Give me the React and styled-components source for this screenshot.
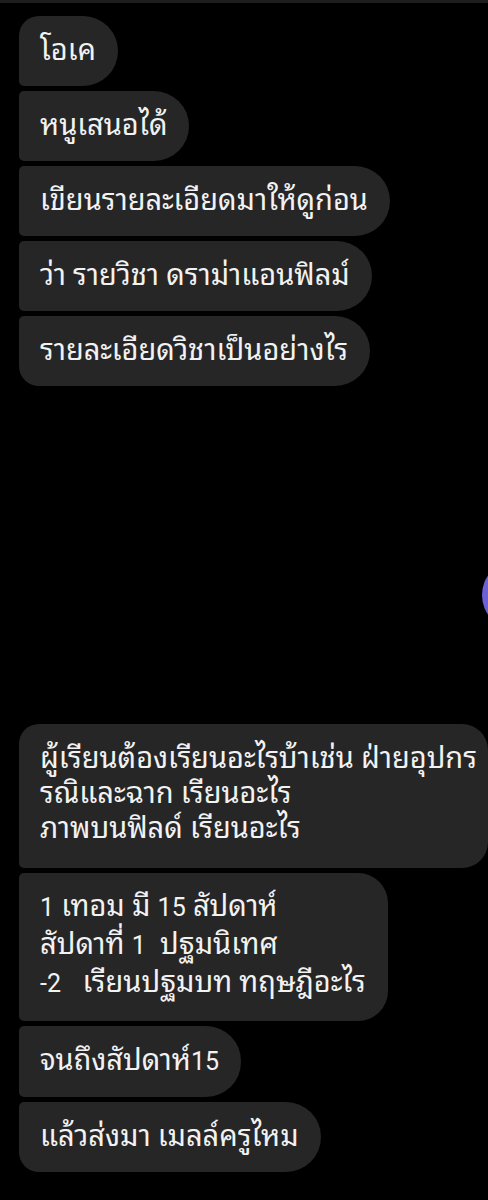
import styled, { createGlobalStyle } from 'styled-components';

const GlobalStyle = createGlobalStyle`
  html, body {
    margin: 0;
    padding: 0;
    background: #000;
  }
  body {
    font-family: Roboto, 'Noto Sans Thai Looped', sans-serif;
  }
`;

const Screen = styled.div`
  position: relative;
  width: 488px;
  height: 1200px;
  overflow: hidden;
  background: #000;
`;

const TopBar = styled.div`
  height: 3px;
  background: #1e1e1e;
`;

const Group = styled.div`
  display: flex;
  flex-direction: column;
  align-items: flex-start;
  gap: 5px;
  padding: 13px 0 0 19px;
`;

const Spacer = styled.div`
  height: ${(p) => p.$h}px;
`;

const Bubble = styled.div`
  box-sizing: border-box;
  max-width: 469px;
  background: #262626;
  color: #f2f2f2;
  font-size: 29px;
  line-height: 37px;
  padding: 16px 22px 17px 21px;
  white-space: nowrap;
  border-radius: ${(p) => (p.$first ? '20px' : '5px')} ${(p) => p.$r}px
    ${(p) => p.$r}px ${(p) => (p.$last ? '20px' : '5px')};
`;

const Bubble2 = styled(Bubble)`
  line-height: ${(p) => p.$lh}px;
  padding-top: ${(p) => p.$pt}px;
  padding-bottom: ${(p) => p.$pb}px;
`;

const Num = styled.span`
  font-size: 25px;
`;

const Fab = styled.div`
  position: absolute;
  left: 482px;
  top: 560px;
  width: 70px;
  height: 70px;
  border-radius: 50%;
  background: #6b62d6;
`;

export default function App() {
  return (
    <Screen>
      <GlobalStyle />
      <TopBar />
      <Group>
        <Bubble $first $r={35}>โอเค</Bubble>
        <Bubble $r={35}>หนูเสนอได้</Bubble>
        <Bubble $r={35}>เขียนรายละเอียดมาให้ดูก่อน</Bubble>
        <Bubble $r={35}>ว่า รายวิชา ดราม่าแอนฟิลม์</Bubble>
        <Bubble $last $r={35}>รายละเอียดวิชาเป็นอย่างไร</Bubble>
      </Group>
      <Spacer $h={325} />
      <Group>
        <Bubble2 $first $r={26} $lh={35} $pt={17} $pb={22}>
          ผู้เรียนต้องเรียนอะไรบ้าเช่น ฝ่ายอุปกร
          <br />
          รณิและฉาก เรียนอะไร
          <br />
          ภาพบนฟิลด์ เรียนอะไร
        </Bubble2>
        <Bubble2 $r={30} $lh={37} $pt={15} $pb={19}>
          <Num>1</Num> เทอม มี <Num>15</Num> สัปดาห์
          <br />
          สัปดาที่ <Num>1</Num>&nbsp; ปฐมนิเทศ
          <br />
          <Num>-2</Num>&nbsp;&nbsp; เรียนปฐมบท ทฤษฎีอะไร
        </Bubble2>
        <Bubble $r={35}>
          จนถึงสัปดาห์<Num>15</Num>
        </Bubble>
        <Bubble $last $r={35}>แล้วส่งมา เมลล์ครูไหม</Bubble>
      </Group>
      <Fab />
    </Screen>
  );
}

:: What the exercise asks ::
Copy each line above precisely, dropping the pictures.

:: Worked solution ::
Give me the React and styled-components source for this screenshot.
import styled, { createGlobalStyle } from 'styled-components';

const GlobalStyle = createGlobalStyle`
  html, body {
    margin: 0;
    padding: 0;
    background: #000;
  }
  body {
    font-family: Roboto, 'Noto Sans Thai Looped', sans-serif;
  }
`;

const Screen = styled.div`
  position: relative;
  width: 488px;
  height: 1200px;
  overflow: hidden;
  background: #000;
`;

const TopBar = styled.div`
  height: 3px;
  background: #1e1e1e;
`;

const Group = styled.div`
  display: flex;
  flex-direction: column;
  align-items: flex-start;
  gap: 5px;
  padding: 13px 0 0 19px;
`;

const Spacer = styled.div`
  height: ${(p) => p.$h}px;
`;

const Bubble = styled.div`
  box-sizing: border-box;
  max-width: 469px;
  background: #262626;
  color: #f2f2f2;
  font-size: 29px;
  line-height: 37px;
  padding: 16px 22px 17px 21px;
  white-space: nowrap;
  border-radius: ${(p) => (p.$first ? '20px' : '5px')} ${(p) => p.$r}px
    ${(p) => p.$r}px ${(p) => (p.$last ? '20px' : '5px')};
`;

const Bubble2 = styled(Bubble)`
  line-height: ${(p) => p.$lh}px;
  padding-top: ${(p) => p.$pt}px;
  padding-bottom: ${(p) => p.$pb}px;
`;

const Num = styled.span`
  font-size: 25px;
`;

const Fab = styled.div`
  position: absolute;
  left: 482px;
  top: 560px;
  width: 70px;
  height: 70px;
  border-radius: 50%;
  background: #6b62d6;
`;

export default function App() {
  return (
    <Screen>
      <GlobalStyle />
      <TopBar />
      <Group>
        <Bubble $first $r={35}>โอเค</Bubble>
        <Bubble $r={35}>หนูเสนอได้</Bubble>
        <Bubble $r={35}>เขียนรายละเอียดมาให้ดูก่อน</Bubble>
        <Bubble $r={35}>ว่า รายวิชา ดราม่าแอนฟิลม์</Bubble>
        <Bubble $last $r={35}>รายละเอียดวิชาเป็นอย่างไร</Bubble>
      </Group>
      <Spacer $h={325} />
      <Group>
        <Bubble2 $first $r={26} $lh={35} $pt={17} $pb={22}>
          ผู้เรียนต้องเรียนอะไรบ้าเช่น ฝ่ายอุปกร
          <br />
          รณิและฉาก เรียนอะไร
          <br />
          ภาพบนฟิลด์ เรียนอะไร
        </Bubble2>
        <Bubble2 $r={30} $lh={37} $pt={15} $pb={19}>
          <Num>1</Num> เทอม มี <Num>15</Num> สัปดาห์
          <br />
          สัปดาที่ <Num>1</Num>&nbsp; ปฐมนิเทศ
          <br />
          <Num>-2</Num>&nbsp;&nbsp; เรียนปฐมบท ทฤษฎีอะไร
        </Bubble2>
        <Bubble $r={35}>
          จนถึงสัปดาห์<Num>15</Num>
        </Bubble>
        <Bubble $last $r={35}>แล้วส่งมา เมลล์ครูไหม</Bubble>
      </Group>
      <Fab />
    </Screen>
  );
}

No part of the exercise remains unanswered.